267 F2d 858 Starkweather v. Greenholtz
267 F.2d 858
Charles R. STARKWEATHER, Relator and Plaintiff, Appellant,
John GREENHOLTZ, Deputy and Acting Warden, Nebraska State
Penitentiary, Respondent and Defendant, Appellee.
United States Court of Appeals Eighth Circuit.
June 5, 1959, Certiorari Denied June 22, 1959, See 79 S.Ct.
Herman Ginsburg, D. Nick Caporale and Milton R. Abrahams, Omaha, Neb., (appointed by the Court) for appellant.
Cecil S. Brubaker, Asst. Atty. Gen. of Nebraska, for appellee.
Before WOODROUGH, JOHNSEN and VAN OOSTERHOUT, Circuit Judges.
Charles R. Starkweather is under sentence of death by the Nebraska courts for first-degree murder. His execution was set for May 22, 1959, at 6 o'clock A.M.
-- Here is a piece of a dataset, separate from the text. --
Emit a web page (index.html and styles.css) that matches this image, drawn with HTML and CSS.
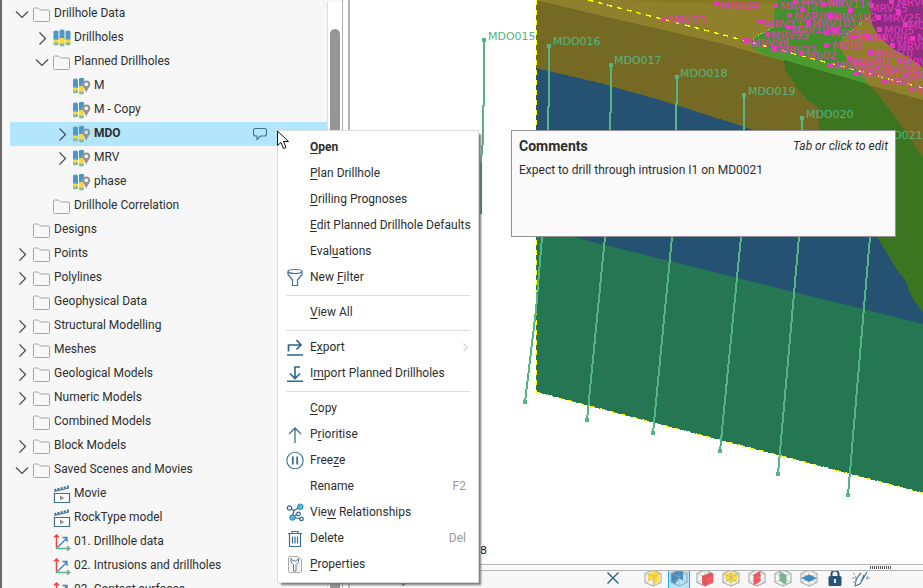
FILE: index.html
```html
<!DOCTYPE html>
<html lang="en">
<head>
<meta charset="utf-8">
<title>Drillhole project</title>
<link rel="stylesheet" href="styles.css">
</head>
<body>
<svg class="defs" aria-hidden="true">
  <symbol id="right" viewBox="0 0 16 16"><path d="M5.500 2.500l6 6-6 6" fill="none" stroke="#4a4a4a" stroke-width="1.200"/></symbol>
  <symbol id="down" viewBox="0 0 16 16"><path d="M2 5.500l6 6 6-6" fill="none" stroke="#4a4a4a" stroke-width="1.200"/></symbol>
  <symbol id="folder" viewBox="0 0 18 18"><path d="M.500 14.500V4q0-1 1-1h4l2 2h8q1 0 1 1V15.500q0 1-1 1h-14q-1 0-1-1z" fill="none" stroke="#a6a6a6"/></symbol>
  <symbol id="holes" viewBox="0 0 18 18">
    <path d="M.500 2.500q2.500-2 5 0V11h-5zM6.500 1.500q2.500-2 5 0V11h-5zM12.500 2.500q2.500-2 5 0V11h-5z" fill="#4f97c6"/>
    <path d="M.500 10.500h5v3.500h-5zM6.500 9h5v6h-5zM12.500 10.500h5v3.500h-5z" fill="#fbd93c"/>
    <path d="M.500 13.500h5v2q-2.500 2-5 0zM6.500 14.500h5v2q-2.500 2-5 0zM12.500 13.500h5v2q-2.500 2-5 0z" fill="#85bb98"/>
  </symbol>
  <symbol id="planned" viewBox="0 0 18 18">
    <path d="M0 2.500q2.500-2 5 0V11H0zM6 1.800q2.500-2 5-.5v3L9.500 7v4H6z" fill="#4f97c6"/>
    <path d="M0 10.500h5V14H0zM6 9h3.500l1.800 5.500H6z" fill="#fbd93c"/>
    <path d="M0 13.500h5v2q-2.500 2-5 0zM6 14.500h5v2q-2.500 2-5 0z" fill="#85bb98"/>
    <path d="M13.300 3.400a3.900 3.900 0 0 1 3.900 3.900c0 2.400-2.400 4.200-3.900 8.400-1.500-4.200-3.900-6-3.900-8.400a3.900 3.900 0 0 1 3.900-3.900zm0 2a1.900 1.900 0 1 0 0 3.800 1.900 1.900 0 0 0 0-3.800z" fill="#929292"/>
  </symbol>
  <symbol id="movie" viewBox="0 0 18 18">
    <path d="M1.500 8.500h15v9h-15z" fill="#fff" stroke="#3d6f93" stroke-width="1.200"/>
    <path d="M1.500 6.500L16 3" fill="none" stroke="#3d6f93"/>
    <path d="M1.500 5.200L16.500 1.200" fill="none" stroke="#3d6f93" stroke-width="2.200" stroke-dasharray="2 1.200"/>
    <path d="M7 10.500l4.500 2.500L7 15.500z" fill="#929292"/>
  </symbol>
  <symbol id="axes" viewBox="0 0 18 18">
    <path d="M3.500 15.500V2.500M1 4.500L3.500 2 6 4.500" fill="none" stroke="#e8474a" stroke-width="1.500"/>
    <path d="M4.500 14.500L14 5M9.500 4.500h4.500v4.500" fill="none" stroke="#3f7fb0" stroke-width="1.300"/>
    <path d="M3 15.500h13.500M14 13.300l2.600 2.200L14 17.700" fill="none" stroke="#5eaf84" stroke-width="1.500"/>
  </symbol>
  <symbol id="bubble" viewBox="0 0 16 16"><path d="M3.500 2.500h9q2 0 2 2v3.500q0 2-2 2H8.500L5 13.500V10H3.500q-2 0-2-2V4.500q0-2 2-2z" fill="none" stroke="#3a7396" stroke-width="1.100"/></symbol>
  <symbol id="filter" viewBox="0 0 18 18"><path d="M2 3.500v3L6.500 12v5.500h5V12L16 6.500v-3" fill="none" stroke="#3d6f93" stroke-width="1.200"/><ellipse cx="9" cy="3.500" rx="7" ry="2" fill="none" stroke="#3d6f93" stroke-width="1.200"/></symbol>
  <symbol id="export" viewBox="0 0 18 18"><path d="M2.500 13.500V7h12M10.500 2L15 7l-4.500 4.500M1 17h16" fill="none" stroke="#2f668d" stroke-width="1.700"/></symbol>
  <symbol id="import" viewBox="0 0 18 18"><path d="M14 3H9v11M4 9.500L9 14.500l5-5M1 17.200h16" fill="none" stroke="#2f668d" stroke-width="1.600"/></symbol>
  <symbol id="up" viewBox="0 0 18 18"><path d="M9 18V3M3 9l6-6 6 6" fill="none" stroke="#3d6f93" stroke-width="1.300"/></symbol>
  <symbol id="freeze" viewBox="0 0 18 18"><circle cx="9" cy="9.500" r="8.200" fill="none" stroke="#3d6f93" stroke-width="1.100"/><path d="M6.800 5.500v8M11.200 5.500v8" stroke="#3d6f93" stroke-width="1.800"/></symbol>
  <symbol id="relations" viewBox="0 0 18 18"><path d="M3.500 5L8 7.500 14 4M8 7.500L6 14M6 14l5-2.500M6 14l9 2" fill="none" stroke="#2f668d" stroke-width="1.200"/><g fill="#fff" stroke="#2f668d" stroke-width="1.200"><circle cx="3.500" cy="5" r="2.200"/><circle cx="12.500" cy="11" r="1.800"/><circle cx="15.500" cy="16" r="1.700"/></g><g fill="#49bce8" stroke="#2f668d" stroke-width=".8"><circle cx="14.300" cy="3.800" r="2.800"/><circle cx="6.500" cy="14.500" r="2.800"/></g></symbol>
  <symbol id="trash" viewBox="0 0 18 18"><path d="M2 4.500h14M6 4.500V2.500h6v2M3.500 5v12.500h11V5M6.500 7.500v7M9 7.500v7M11.500 7.500v7" fill="none" stroke="#3d6f93" stroke-width="1.200"/></symbol>
  <symbol id="props" viewBox="0 0 18 18"><path d="M2.500 2.500q0-1 1-1h8.500l3.500 3.500v11.500q0 1-1 1h-11q-1 0-1-1z" fill="#f4f4f4" stroke="#aaa"/><path d="M5 3.500V7l2.500 2.500v6.500h2.500V9.500L12.500 7V3.500L10.500 6H7z" fill="#fff" stroke="#5b7f99"/></symbol>
  <symbol id="wire" viewBox="0 0 18 18"><path d="M9 1l8 3.500v9L9 17l-8-3.500v-9z" fill="none" stroke="#a8a8a8" stroke-width="1.100"/><path d="M1 4.500L9 8l8-3.500M9 8v9M9 1v8M9 9.500l-8 4M9 9.500l8 4" fill="none" stroke="#a8a8a8" stroke-width=".6"/></symbol>
</svg>

<main class="app">
  <nav class="sidebar" aria-label="Project tree">
    <ul class="tree">
      <li class="row"><button class="toggle" aria-label="Collapse"><svg><use href="#down"/></svg></button><svg class="icon"><use href="#folder"/></svg><span>Drillhole Data</span></li>
      <li class="row l1"><button class="toggle" aria-label="Expand"><svg><use href="#right"/></svg></button><svg class="icon"><use href="#holes"/></svg><span>Drillholes</span></li>
      <li class="row l1"><button class="toggle" aria-label="Collapse"><svg><use href="#down"/></svg></button><svg class="icon"><use href="#folder"/></svg><span>Planned Drillholes</span></li>
      <li class="row l2 leaf"><svg class="icon"><use href="#planned"/></svg><span>M</span></li>
      <li class="row l2 leaf"><svg class="icon"><use href="#planned"/></svg><span>M - Copy</span></li>
      <li class="row l2 selected"><button class="toggle" aria-label="Expand"><svg><use href="#right"/></svg></button><svg class="icon"><use href="#planned"/></svg><span>MDO</span><button class="comment" aria-label="Comments"><svg><use href="#bubble"/></svg></button></li>
      <li class="row l2"><button class="toggle" aria-label="Expand"><svg><use href="#right"/></svg></button><svg class="icon"><use href="#planned"/></svg><span>MRV</span></li>
      <li class="row l2 leaf"><svg class="icon"><use href="#planned"/></svg><span>phase</span></li>
      <li class="row l1 leaf"><svg class="icon"><use href="#folder"/></svg><span>Drillhole Correlation</span></li>
      <li class="row leaf"><svg class="icon"><use href="#folder"/></svg><span>Designs</span></li>
      <li class="row"><button class="toggle" aria-label="Expand"><svg><use href="#right"/></svg></button><svg class="icon"><use href="#folder"/></svg><span>Points</span></li>
      <li class="row"><button class="toggle" aria-label="Expand"><svg><use href="#right"/></svg></button><svg class="icon"><use href="#folder"/></svg><span>Polylines</span></li>
      <li class="row leaf"><svg class="icon"><use href="#folder"/></svg><span>Geophysical Data</span></li>
      <li class="row"><button class="toggle" aria-label="Expand"><svg><use href="#right"/></svg></button><svg class="icon"><use href="#folder"/></svg><span>Structural Modelling</span></li>
      <li class="row"><button class="toggle" aria-label="Expand"><svg><use href="#right"/></svg></button><svg class="icon"><use href="#folder"/></svg><span>Meshes</span></li>
      <li class="row"><button class="toggle" aria-label="Expand"><svg><use href="#right"/></svg></button><svg class="icon"><use href="#folder"/></svg><span>Geological Models</span></li>
      <li class="row"><button class="toggle" aria-label="Expand"><svg><use href="#right"/></svg></button><svg class="icon"><use href="#folder"/></svg><span>Numeric Models</span></li>
      <li class="row leaf"><svg class="icon"><use href="#folder"/></svg><span>Combined Models</span></li>
      <li class="row"><button class="toggle" aria-label="Expand"><svg><use href="#right"/></svg></button><svg class="icon"><use href="#folder"/></svg><span>Block Models</span></li>
      <li class="row"><button class="toggle" aria-label="Collapse"><svg><use href="#down"/></svg></button><svg class="icon"><use href="#folder"/></svg><span>Saved Scenes and Movies</span></li>
      <li class="row l1 leaf"><svg class="icon"><use href="#movie"/></svg><span>Movie</span></li>
      <li class="row l1 leaf"><svg class="icon"><use href="#movie"/></svg><span>RockType model</span></li>
      <li class="row l1 leaf"><svg class="icon"><use href="#axes"/></svg><span>01. Drillhole data</span></li>
      <li class="row l1 leaf"><svg class="icon"><use href="#axes"/></svg><span>02. Intrusions and drillholes</span></li>
      <li class="row l1 leaf"><svg class="icon"><use href="#axes"/></svg><span>03. Contact surfaces</span></li>
    </ul>
    <div class="scroll"><div class="thumb"></div></div>
  </nav>

  <section class="view">
    <svg class="scene" viewBox="350 0 573 564" preserveAspectRatio="xMinYMin slice" role="img" aria-label="Geological section with planned drillholes">
      <g shape-rendering="crispEdges">
        <path d="M536 0H923V493L536 392z" fill="#756a24"/>
        <path d="M536 0H923V100L836 76 720 43 620 20z" fill="#8f802b"/>
        <path d="M620 0H923V6L720 4z" fill="#887923"/>
        <path d="M536 68L600 83 660 100 720 119 754 130 830 153 923 180V324L573 237 536 228z" fill="#255273"/>
        <path d="M536 228L573 237 923 324V493L536 392z" fill="#257652"/>
        <path d="M784 60L868 84 880 97 892 113 906 132 923 158V313L912 297 905 280 896 268 877 237 850 200 819 160V108L805 98 796 86 785 70z" fill="#3b7520"/>
        <path d="M777 0H873L870 15 843 38 840 46 848 62 860 73 868 84 784 60 768 56 754 50 750 44 755 37 773 27 774 14z" fill="#43902c"/>
        <path d="M753 43L862 73 868 84 784 60 768 56 754 50z" fill="#4b9a31"/>
        <path d="M869 0H923V68L910 58 895 50 880 38 872 24z" fill="#8b2d83"/>
        <path d="M843 38L870 15M750 44l5-7 18-10" fill="none" stroke="#c9d44a" stroke-dasharray="1 2"/>
        <path d="M588 0L720 34 923 88" fill="none" stroke="#ff0" stroke-width="1.400" stroke-dasharray="5 5"/>
        <path d="M536.500 0V392" stroke="#ff0" stroke-width="1" stroke-dasharray="5 5"/>
        <path d="M536 392L923 493" stroke="#ff0" stroke-width="1.200" stroke-dasharray="5 6"/>
        <g fill="none" stroke="#54b681" stroke-width="2">
          <path d="M484 40V105L483 106V140L481 160V180"/>
          <path d="M481 163V214" stroke="#2f8159"/>
          <path d="M549 46V106L548 107V130L542 237 536 310 525 402"/>
          <path d="M611 65V112L610 113V130L605 237 587 420"/>
          <path d="M677 77V103L676 104V130L672 237 653 433"/>
          <path d="M744 95V130L741 237 720 451"/>
          <path d="M802 118V130L799 237 778 474"/>
          <path d="M873 150L870 237 848 495"/>
        </g>
        <path d="M482 38h4v4h-4zM547 44h4v4h-4zM609 63h4v4h-4zM675 75h4v4h-4zM742 93h4v4h-4zM800 116h4v4h-4zM523 400h4v4h-4zM585 418h4v4h-4zM651 431h4v4h-4zM718 449h4v4h-4zM776 472h4v4h-4zM846 493h4v4h-4z" fill="#54b681"/>
        <path class="pins" d="M661 17h5v5h-5zM714 1h5v5h-5zM773 3h5v5h-5zM793 0h5v4h-5zM787 13h5v5h-5zM800 7h5v5h-5zM821 2h5v5h-5zM828 14h5v5h-5zM848 8h5v5h-5zM758 19h5v5h-5zM806 20h5v5h-5zM786 25h5v5h-5zM765 32h5v5h-5zM824 30h5v5h-5zM834 28h5v5h-5zM744 38h5v5h-5zM772 46h5v5h-5zM799 51h5v5h-5zM824 43h5v5h-5zM850 35h5v5h-5zM865 34h5v5h-5zM869 3h5v5h-5zM876 15h5v5h-5zM889 0h5v4h-5zM896 10h5v5h-5zM903 22h5v5h-5zM877 27h5v5h-5zM890 43h5v5h-5zM910 36h5v5h-5zM868 50h5v5h-5zM847 56h5v5h-5zM828 63h5v5h-5zM854 71h5v5h-5zM875 65h5v5h-5zM897 58h5v5h-5zM903 73h5v5h-5zM882 79h5v5h-5zM909 87h5v5h-5z"/>
      </g>
      <g class="holes">
        <text x="488" y="40">MDO015</text><text x="553" y="45">MDO016</text><text x="614" y="64">MDO017</text><text x="680" y="77">MDO018</text><text x="748" y="95">MDO019</text><text x="806" y="118">MDO020</text><text x="875" y="139">MDO021</text>
      </g>
      <g class="marks">
        <text x="668" y="24">MRV33</text><text x="721" y="9">MRV34</text><text x="780" y="10">MRV12</text><text x="800" y="5">MRV107</text><text x="794" y="20">MAR069</text><text x="828" y="8">MRV114</text><text x="832" y="21">MRV102</text><text x="765" y="28">MRV111</text><text x="812" y="27">MRV101</text><text x="791" y="33">MRV106</text><text x="771" y="39">MRV99</text><text x="830" y="37">MRV97</text><text x="751" y="47">MRV98</text><text x="779" y="54">MRV23</text><text x="806" y="59">Mb02</text><text x="832" y="49">M003</text><text x="856" y="42">M004</text><text x="884" y="34">M005</text><text x="883" y="22">MRV25</text><text x="897" y="6">MRV04</text><text x="870" y="12">MRV45</text><text x="908" y="29">M006</text><text x="872" y="42">MRV86</text><text x="897" y="50">MRV84</text><text x="917" y="42">M</text><text x="875" y="57">MRV70</text><text x="853" y="65">MRV69</text><text x="835" y="69">MRV68</text><text x="860" y="78">MRV94</text><text x="882" y="73">MRV60</text><text x="903" y="66">MRV</text><text x="908" y="79">MR</text><text x="888" y="86">MRV1</text><text x="916" y="94">M</text>
      </g>
      <text class="scale" x="473" y="554">48</text>
    </svg>
    <div class="splitter"><span class="grip"></span></div>
    <div class="toolbar" role="toolbar" aria-label="Scene">
      <button class="tool search" aria-label="Search"><svg viewBox="0 0 18 18"><path d="M2 16l5-4" stroke="#2a5f85" stroke-width="3"/><circle cx="11" cy="8" r="5" fill="none" stroke="#2a5f85" stroke-width="2"/></svg></button>
      <button class="tool close" aria-label="Clear"><svg viewBox="0 0 18 18"><path d="M3.500 3.500l11 11M14.500 3.500l-11 11" stroke="#2a5f85" stroke-width="1.400"/></svg></button>
      <button class="tool" aria-label="Slicer"><svg viewBox="0 0 18 18"><use href="#wire"/><path d="M4 5l6-3.500 5 3V12l-5 3.500V9l-6 4z" fill="#fbda3e"/><path d="M10 15.500V7.500l5-3M10 7.500L4 5" fill="none" stroke="#c9b65a" stroke-width=".7"/></svg></button>
      <button class="tool active" aria-label="Remove front"><svg viewBox="0 0 18 18"><path d="M1 4.500L9 1l4 2v8L9 9.500 5 15l-4-2z" fill="#3f8ac0"/><use href="#wire"/></svg></button>
      <button class="tool" aria-label="Remove back"><svg viewBox="0 0 18 18"><use href="#wire"/><path d="M6 7l8-3.500 3 1.500v8.500L9.500 17 6 15.500z" fill="#ea5a60"/><path d="M6 7l3.500 1.500V17M9.500 8.500L17 5" fill="none" stroke="#b7585c" stroke-width=".7"/></svg></button>
      <button class="tool" aria-label="Thick slice"><svg viewBox="0 0 18 18"><path d="M2 5l7-2 7 2-1.500 7.500L9 14l-5-2z" fill="#fbda3e"/><use href="#wire"/></svg></button>
      <button class="tool" aria-label="Slice north"><svg viewBox="0 0 18 18"><use href="#wire"/><path d="M5.500 5.500L12.500 2v10.500l-7 4z" fill="#ea5a60"/><path d="M9 9.500l3.500-2" stroke="#a8a8a8"/></svg></button>
      <button class="tool" aria-label="Slice east"><svg viewBox="0 0 18 18"><use href="#wire"/><path d="M5.500 2.500l7 3.500v10l-7-4z" fill="#77b394"/><path d="M9 9.500L5.500 8" stroke="#a8a8a8"/></svg></button>
      <button class="tool" aria-label="Slice level"><svg viewBox="0 0 18 18"><use href="#wire"/><path d="M1 9l8-3.500L17 9l-8 4z" fill="#3f8ac0"/></svg></button>
      <button class="tool" aria-label="Lock"><svg viewBox="0 0 18 18"><path d="M5.500 8V5a3.500 3.500 0 0 1 7 0v3" fill="none" stroke="#245477" stroke-width="2"/><rect x="2.500" y="7" width="13" height="10" rx="1.500" fill="#245477"/><path d="M9 10v4" stroke="#fff" stroke-width="1.800"/></svg></button>
      <button class="tool" aria-label="Snap to"><svg viewBox="0 0 18 18"><path d="M3 17c1-7 2-9 6-13M8 15L15 3M3 17l5-2M9 13l3-7" fill="none" stroke="#3f6f90" stroke-width="1.100"/><path d="M0 9h5M3 7l2 2-2 2M18 9h-4M16 7l-2 2 2 2M1 4l2 2M1 14l2-2" fill="none" stroke="#999"/></svg></button>
    </div>
  </section>
</main>

<section class="popup" aria-label="Comments">
  <header><h2>Comments</h2><em>Tab or click to edit</em></header>
  <p>Expect to drill through intrusion I1 on MD0021</p>
</section>

<div class="menu" role="menu">
  <button role="menuitem" class="strong"><i></i><span><u>O</u>pen</span></button>
  <button role="menuitem"><i></i><span><u>P</u>lan Drillhole</span></button>
  <button role="menuitem"><i></i><span><u>D</u>rilling Prognoses</span></button>
  <button role="menuitem"><i></i><span><u>E</u>dit Planned Drillhole Defaults</span></button>
  <button role="menuitem"><i></i><span>Eval<u>u</u>ations</span></button>
  <button role="menuitem"><svg class="icon"><use href="#filter"/></svg><span>New <u>F</u>ilter</span></button>
  <hr>
  <button role="menuitem"><i></i><span><u>V</u>iew All</span></button>
  <hr>
  <button role="menuitem"><svg class="icon"><use href="#export"/></svg><span>E<u>x</u>port</span><svg class="more"><use href="#right"/></svg></button>
  <button role="menuitem"><svg class="icon"><use href="#import"/></svg><span>I<u>m</u>port Planned Drillholes</span></button>
  <hr>
  <button role="menuitem"><i></i><span><u>C</u>opy</span></button>
  <button role="menuitem"><svg class="icon"><use href="#up"/></svg><span>P<u>r</u>ioritise</span></button>
  <button role="menuitem"><svg class="icon"><use href="#freeze"/></svg><span>Free<u>z</u>e</span></button>
  <button role="menuitem"><i></i><span>Rename</span><kbd>F2</kbd></button>
  <button role="menuitem"><svg class="icon"><use href="#relations"/></svg><span>Vie<u>w</u> Relationships</span></button>
  <button role="menuitem"><svg class="icon"><use href="#trash"/></svg><span>Delete</span><kbd>Del</kbd></button>
  <button role="menuitem"><svg class="icon"><use href="#props"/></svg><span><u>P</u>roperties</span></button>
</div>
<svg class="cursor" viewBox="0 0 13 20" aria-hidden="true"><path d="M.500 1v14.500L4 12.500 6.500 18.500l2.500-1L6.500 11.500h5z" fill="#fff" stroke="#111"/></svg>
</body>
</html>
```
FILE: styles.css
```css
* { box-sizing: border-box; }
body {
  margin: 0;
  font: 12px/16px Roboto, "Liberation Sans", sans-serif;
  color: #2e2e2e;
  background: #fff;
  overflow: hidden;
}
button { border: 0; padding: 0; background: none; font: inherit; color: inherit; }
svg { display: block; flex: none; }
.defs { position: absolute; width: 0; height: 0; }
.app { display: flex; height: 100vh; }

.sidebar {
  display: flex;
  flex: 0 0 343px;
  border-left: 2px solid #6b6b6b;
  border-right: 1px solid #b0b0b0;
  background: #f7f7f7;
  overflow: hidden;
}
.tree { flex: 1; margin: 0; padding: 2px 0 0 8px; list-style: none; }
.row { display: flex; align-items: center; gap: 3px; height: 24px; padding-left: 4px; }
.row span { padding-bottom: 2px; white-space: nowrap; }
.l1 { padding-left: 24px; }
.l2 { padding-left: 44px; }
.leaf::before { content: ""; width: 16px; }
.toggle svg, .comment svg { width: 16px; height: 16px; }
.icon { width: 18px; height: 18px; }
.selected { background: #b3e5fc; font-weight: 700; }
.comment { margin-left: auto; margin-right: 59px; }
.scroll { flex: 0 0 15px; margin-top: 2px; padding: 27px 2px 0; border-left: 1px solid #ddd; background: #fff; }
.thumb { height: 100%; border-radius: 5px 5px 0 0; background: #969696; }

.view { display: flex; flex: 1; flex-direction: column; min-width: 0; margin-left: 5px; border-left: 2px solid #b4b4b4; }
.scene { flex: 1; width: 100%; min-height: 0; }
.scene text { font: 11px "DejaVu Sans", sans-serif; }
.holes { fill: #54b681; }
.marks, .pins { fill: #e837bd; }
.scene .scale { fill: #111; }
.splitter { display: flex; justify-content: flex-end; height: 7px; padding: 1px 31px 0; border: 1px solid #b4b4b4; border-width: 1px 0; background: #fafafa; }
.grip { width: 22px; height: 3px; background: repeating-linear-gradient(90deg, #555 0 1px, #fafafa 1px 2px); }
.toolbar { display: flex; flex: 0 0 17px; justify-content: flex-end; align-items: center; gap: 4px; padding-right: 51px; background: #f7f7f7; overflow: hidden; }
.tool { display: flex; justify-content: center; width: 22px; height: 18px; }
.tool svg { width: 18px; height: 18px; margin-top: -2px; }
.search { margin-right: auto; margin-left: 48px; }
.close { margin-right: 14px; }
.active { border: 1px solid #1caae8; border-width: 0 1px; background: #b3e5fc; }

.popup {
  position: absolute;
  left: 511px;
  top: 130px;
  width: 385px;
  height: 107px;
  padding: 7px;
  border: 1px solid #929292;
  background: #fafafa;
}
.popup header { display: flex; justify-content: space-between; }
.popup h2 { margin: 0; font-size: 14px; line-height: 16px; }
.popup p { margin: 8px 0 0; }

.menu {
  position: absolute;
  left: 277px;
  top: 130px;
  width: 202px;
  padding: 3px 8px 5px;
  border: 1px solid #dcdcdc;
  background: #fff;
  box-shadow: 3px 3px 2px -1px #777;
}
.menu button { display: flex; align-items: center; gap: 6px; width: 100%; height: 26px; text-align: left; white-space: nowrap; }
.menu i { flex: 0 0 18px; }
.menu hr { height: 1px; margin: 5px 0 3px; border: 0; background: #ddd; }
.menu u { text-underline-offset: 2px; text-decoration-thickness: 1px; }
.menu kbd { margin-left: auto; margin-right: 4px; font: inherit; color: #9a9a9a; }
.menu .strong { font-weight: 700; }
.more { width: 10px; height: 10px; margin-left: auto; opacity: 0.5; }
.cursor { position: absolute; left: 277px; top: 130px; width: 13px; height: 20px; }
```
On the morning of May 21, 1959, with obvious, timed planning, there was filed in Starkweather's behalf, in the United States District Court for the District of Nebraska, an application for a writ of habeas corpus and for an order staying his execution. The judge to whom the application was presented made careful examination of its allegations and contents and concluded from the face of the pleading that he would not be justified in issuing a writ. He accordingly, on the afternoon of May 21st, made denial of the application and of the request for a stay.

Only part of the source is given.